A Multi-Agent Deep-Reinforcement-Learning-Based Strategy for Safe Distributed Energy Resource Scheduling in Energy Hubs

Abstract

An energy hub (EH) provides an effective solution to the management of local integrated energy systems (IES), supporting the optimal dispatch and mutual conversion of distributed energy resources (DER) in multi-energy forms. However, the intrinsic stochasticity of renewable generation intensifies fluctuations in the system’s energy production when integrated into large-scale grids and increases peak-to-valley differences in large-scale grid integration, leading to a significant reduction in the stability of the power grid. A distributed privacy-preserving energy scheduling method based on multi-agent deep reinforcement learning is presented for the EH cluster with renewable energy generation. Firstly, each EH is treated as an agent, transforming the energy scheduling problem into a Markov decision process. Secondly, the objective function is defined as minimizing the total economic cost while considering carbon trading costs, guiding the agents to make low-carbon decisions.
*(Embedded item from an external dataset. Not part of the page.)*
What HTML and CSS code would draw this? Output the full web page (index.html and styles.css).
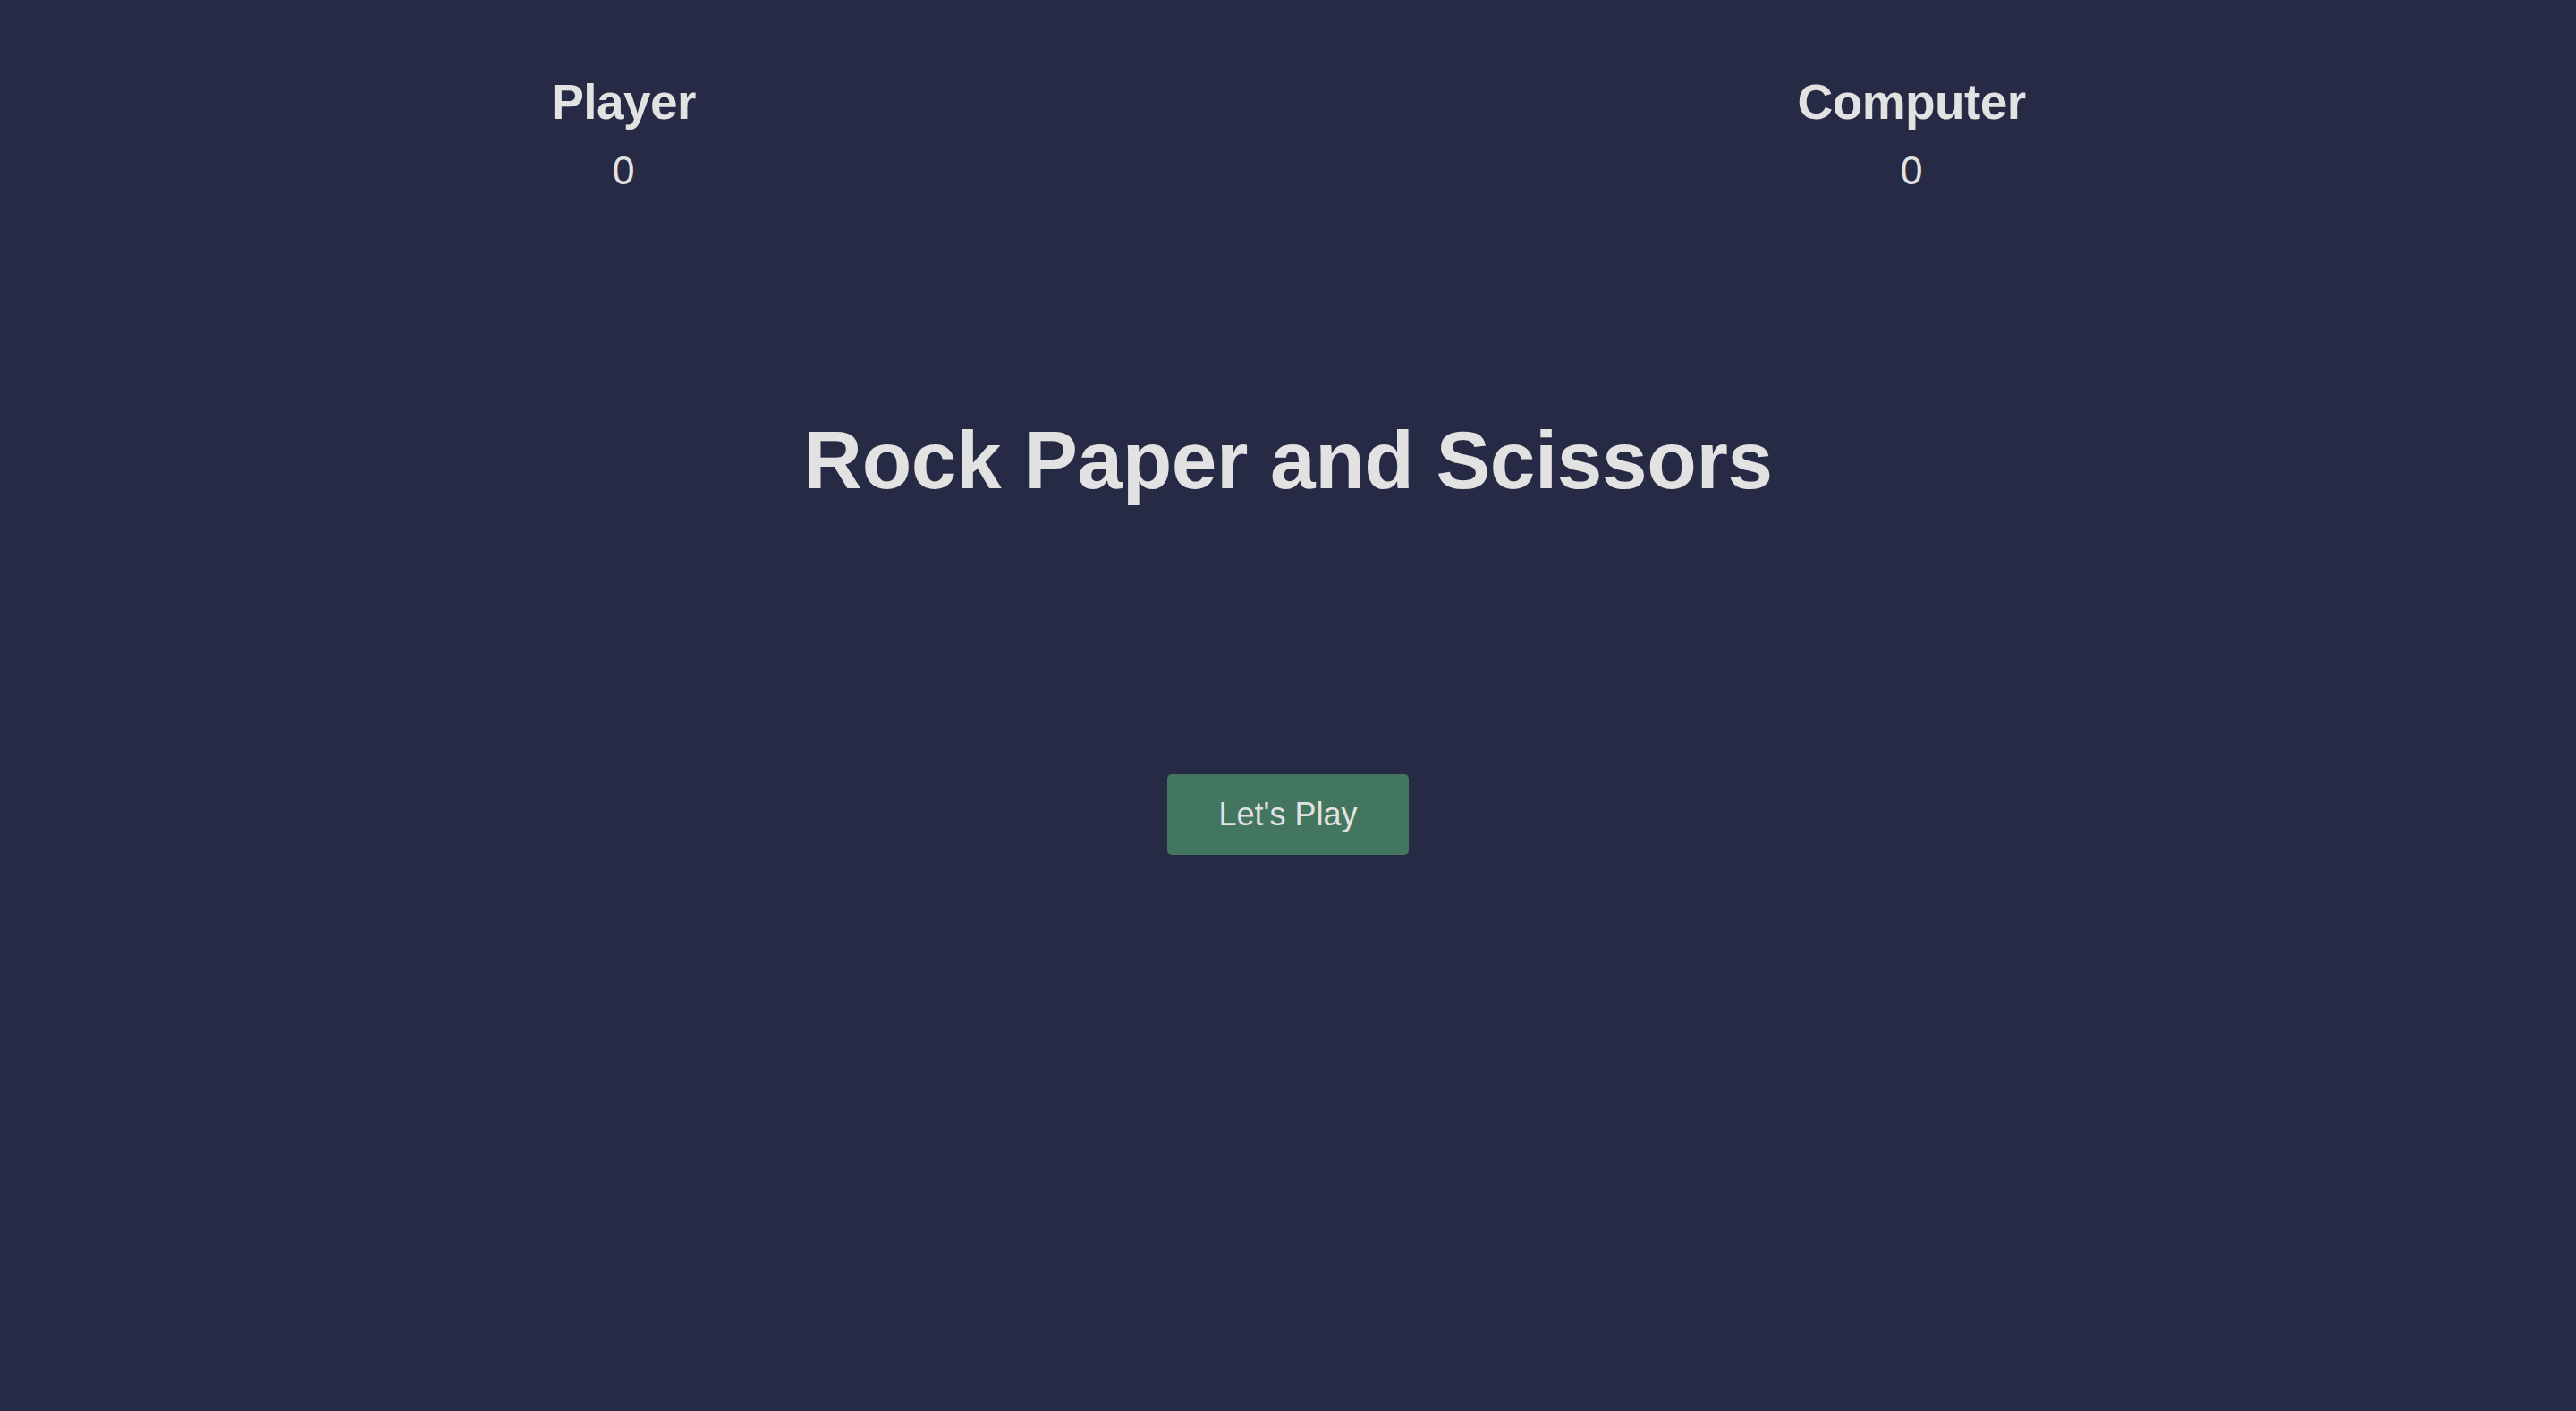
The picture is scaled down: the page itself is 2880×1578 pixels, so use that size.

Lastly, differential privacy protection is applied to sensitive data within the EH, where noise is introduced using energy storage systems to maintain the same gas and electricity purchases while blurring the original data. The experimental simulation results demonstrate that the agents are able to train and learn from environmental information, generating real-time optimized strategies to effectively handle the uncertainty of renewable energy. Furthermore, after the noise injection, the validity of the original data is compromised while ensuring the protection of sensitive information.